CARITAU JAKARTA - Koalisi Masyarakat Sipil Kawal Pemilu Bersih mendesak Dewan Kehormatan Penyelenggara Pemilu (DKPP) untuk memberikan sanksi tegas kepada para anggota Komisi Pemilihan Umum Republik Indonesia (KPU RI) beserta jajaranya di daerah, jika terbukti bersalah melakukan tindakan dugaan kecurangan pemilu di agenda sidang putusan pekan depan.
Anggota Koalisi Masyarakat Sipil Kawal Pemilu Bersih, Kurnia Ramadhana mengatakan, seiring berjalanya proses sidang, pihaknya lebih banyak menerima informasi dan bukti-bukti soal dugaan kecurangan pemilu atau manipulasi data anggota parpol yang menjadi syarat pendaftaran partai politik peserta pemilu 2024.
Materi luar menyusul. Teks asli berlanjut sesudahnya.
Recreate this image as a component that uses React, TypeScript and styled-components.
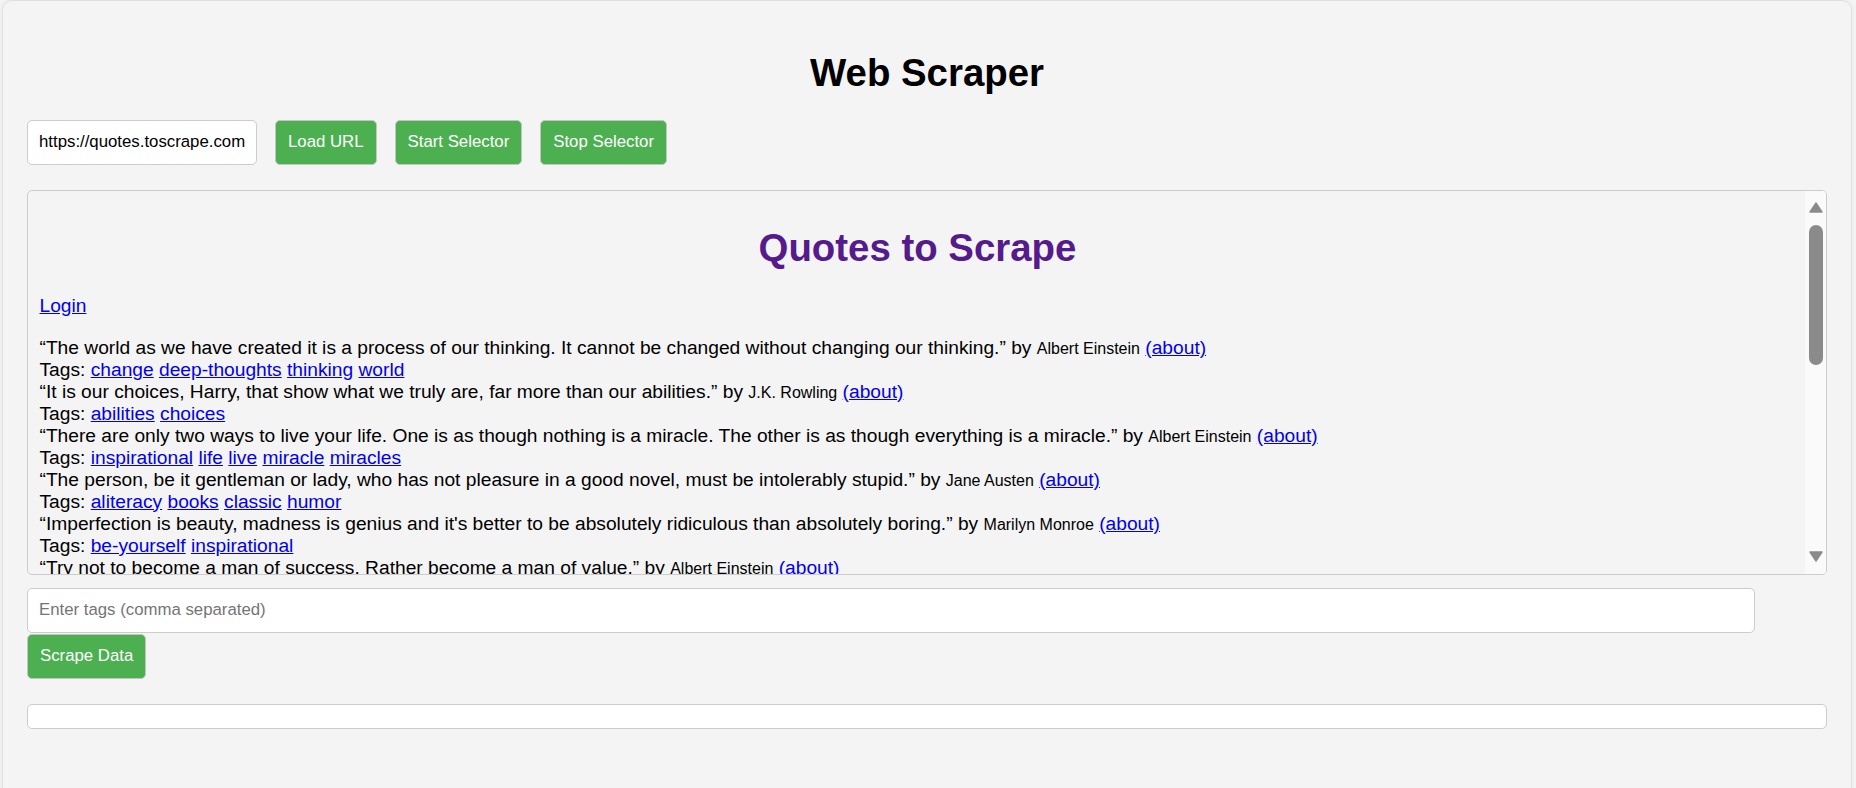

Baca Juga: Airlangga: Insya Allah Hadir PHPU Kalau Diundang MK
Dirinya menjelaskan, bahwa berdasarkan informasi yang berhasil dihimpun, kasus perkara dugaan kecurangan pemilu dan manipulasi data itu diduga keras telah dilakukan secara hierarki dengan adanya dugaan perintah langsung yang mengarah ke intimidasi dari KPU RI kepada KPU daerah.
"Koalisi menerima banyak informasi dan bukti kecurangan yang disinyalir dilakukan oleh jajaran petinggi KPU RI dan penyelenggara pemilu daerah dalam tahapan verifikasi faktual partai politik calon peserta Pemilu 2024," kata Kurnia dalam konferensi persnya yang digelar secara daring, Rabu (22/2/2023).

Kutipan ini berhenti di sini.